**SUPPLIED DATA**
-- Begin --

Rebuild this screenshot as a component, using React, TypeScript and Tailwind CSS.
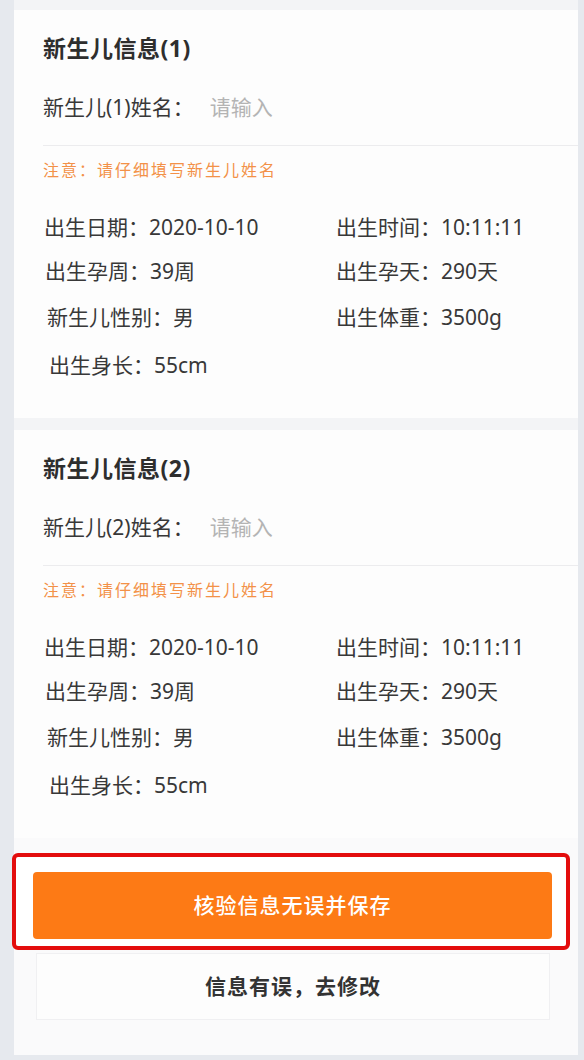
import React from "react";

interface Baby {
  index: number;
  birthDate: string;
  birthTime: string;
  weeks: string;
  days: string;
  gender: string;
  weight: string;
  length: string;
}

const babies: Baby[] = [
  { index: 1, birthDate: "2020-10-10", birthTime: "10:11:11", weeks: "39周", days: "290天", gender: "男", weight: "3500g", length: "55cm" },
  { index: 2, birthDate: "2020-10-10", birthTime: "10:11:11", weeks: "39周", days: "290天", gender: "男", weight: "3500g", length: "55cm" },
];

function Field({ label, value, className = "" }: { label: string; value: string; className?: string }) {
  return (
    <div className={`h-[30px] leading-[30px] text-[21px] text-[#383838] whitespace-nowrap ${className}`}>
      {label}：<span>{value}</span>
    </div>
  );
}

function BabyCard({ baby }: { baby: Baby }) {
  return (
    <div className="bg-[#fdfdfd] pl-[29px] pt-[23px] pb-[38px]">
      <h2 className="h-[30px] leading-[30px] text-[23px] font-bold tracking-[0.5px] text-[#2e2e2e]">
        新生儿信息({baby.index})
      </h2>

      {/* name input */}
      <div className="mt-[29px] flex h-[30px] items-center text-[21px] leading-[30px]">
        <span className="text-[#383838]">新生儿({baby.index})姓名：</span>
        <input
          className="ml-[16px] w-[200px] bg-transparent text-[#383838] placeholder-[#b4b4b4] outline-none"
          placeholder="请输入"
        />
      </div>

      <div className="mt-[23px] h-px bg-[#ececee]" />

      <p className="mt-[12px] h-[24px] leading-[24px] text-[16px] tracking-[2px] text-[#f39148]">
        注意：请仔细填写新生儿姓名
      </p>

      {/* details */}
      <div className="mt-[30px] grid grid-cols-[294px_1fr]">
        <Field label="出生日期" value={baby.birthDate} className="ml-[1px]" />
        <Field label="出生时间" value={baby.birthTime} className="-ml-[1px]" />
        <Field label="出生孕周" value={baby.weeks} className="mt-[14px] ml-[2px]" />
        <Field label="出生孕天" value={baby.days} className="mt-[14px] -ml-[1px]" />
        <Field label="新生儿性别" value={baby.gender} className="mt-[16px] ml-[4px]" />
        <Field label="出生体重" value={baby.weight} className="mt-[16px] -ml-[1px]" />
        <Field label="出生身长" value={baby.length} className="mt-[18px] ml-[6px]" />
      </div>
    </div>
  );
}

export default function App() {
  return (
    <div
      className="min-h-[1060px] bg-[#e6e9ee] pl-[14px] pr-[6px]"
      style={{ fontFamily: '"Noto Sans", "Noto Sans CJK SC", sans-serif' }}
    >
      <div className="bg-[#f3f4f6] pt-[10px]">
        <BabyCard baby={babies[0]} />
        <div className="h-[12px] bg-[#f3f4f6]" />
        <BabyCard baby={babies[1]} />

        {/* actions */}
        <div className="bg-[#fafafb] pt-[15px] pb-[35px]">
          <div className="-ml-[2px] mr-[8px] rounded-[6px] border-4 border-[#e30d0d] bg-white pl-[17px] pr-[14px] pt-[15px] pb-[7px]">
            <button className="h-[67px] w-full rounded-[4px] bg-[#fd7a15] text-[21px] font-medium tracking-[1px] text-white">
              核验信息无误并保存
            </button>
          </div>
          <button className="mt-[3px] ml-[22px] h-[67px] w-[514px] border border-[#f0f0f2] bg-[#fdfdfd] text-[21px] font-semibold tracking-[1px] text-[#333]">
            信息有误，去修改
          </button>
        </div>
      </div>
    </div>
  );
}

-- End --

**STATED PROBLEM**
Take the listing above and print it exactly, apart from the pictures.

**EXERCISE OUTPUT**
Rebuild this screenshot as a component, using React, TypeScript and Tailwind CSS.
import React from "react";

interface Baby {
  index: number;
  birthDate: string;
  birthTime: string;
  weeks: string;
  days: string;
  gender: string;
  weight: string;
  length: string;
}

const babies: Baby[] = [
  { index: 1, birthDate: "2020-10-10", birthTime: "10:11:11", weeks: "39周", days: "290天", gender: "男", weight: "3500g", length: "55cm" },
  { index: 2, birthDate: "2020-10-10", birthTime: "10:11:11", weeks: "39周", days: "290天", gender: "男", weight: "3500g", length: "55cm" },
];

function Field({ label, value, className = "" }: { label: string; value: string; className?: string }) {
  return (
    <div className={`h-[30px] leading-[30px] text-[21px] text-[#383838] whitespace-nowrap ${className}`}>
      {label}：<span>{value}</span>
    </div>
  );
}

function BabyCard({ baby }: { baby: Baby }) {
  return (
    <div className="bg-[#fdfdfd] pl-[29px] pt-[23px] pb-[38px]">
      <h2 className="h-[30px] leading-[30px] text-[23px] font-bold tracking-[0.5px] text-[#2e2e2e]">
        新生儿信息({baby.index})
      </h2>

      {/* name input */}
      <div className="mt-[29px] flex h-[30px] items-center text-[21px] leading-[30px]">
        <span className="text-[#383838]">新生儿({baby.index})姓名：</span>
        <input
          className="ml-[16px] w-[200px] bg-transparent text-[#383838] placeholder-[#b4b4b4] outline-none"
          placeholder="请输入"
        />
      </div>

      <div className="mt-[23px] h-px bg-[#ececee]" />

      <p className="mt-[12px] h-[24px] leading-[24px] text-[16px] tracking-[2px] text-[#f39148]">
        注意：请仔细填写新生儿姓名
      </p>

      {/* details */}
      <div className="mt-[30px] grid grid-cols-[294px_1fr]">
        <Field label="出生日期" value={baby.birthDate} className="ml-[1px]" />
        <Field label="出生时间" value={baby.birthTime} className="-ml-[1px]" />
        <Field label="出生孕周" value={baby.weeks} className="mt-[14px] ml-[2px]" />
        <Field label="出生孕天" value={baby.days} className="mt-[14px] -ml-[1px]" />
        <Field label="新生儿性别" value={baby.gender} className="mt-[16px] ml-[4px]" />
        <Field label="出生体重" value={baby.weight} className="mt-[16px] -ml-[1px]" />
        <Field label="出生身长" value={baby.length} className="mt-[18px] ml-[6px]" />
      </div>
    </div>
  );
}

export default function App() {
  return (
    <div
      className="min-h-[1060px] bg-[#e6e9ee] pl-[14px] pr-[6px]"
      style={{ fontFamily: '"Noto Sans", "Noto Sans CJK SC", sans-serif' }}
    >
      <div className="bg-[#f3f4f6] pt-[10px]">
        <BabyCard baby={babies[0]} />
        <div className="h-[12px] bg-[#f3f4f6]" />
        <BabyCard baby={babies[1]} />

        {/* actions */}
        <div className="bg-[#fafafb] pt-[15px] pb-[35px]">
          <div className="-ml-[2px] mr-[8px] rounded-[6px] border-4 border-[#e30d0d] bg-white pl-[17px] pr-[14px] pt-[15px] pb-[7px]">
            <button className="h-[67px] w-full rounded-[4px] bg-[#fd7a15] text-[21px] font-medium tracking-[1px] text-white">
              核验信息无误并保存
            </button>
          </div>
          <button className="mt-[3px] ml-[22px] h-[67px] w-[514px] border border-[#f0f0f2] bg-[#fdfdfd] text-[21px] font-semibold tracking-[1px] text-[#333]">
            信息有误，去修改
          </button>
        </div>
      </div>
    </div>
  );
}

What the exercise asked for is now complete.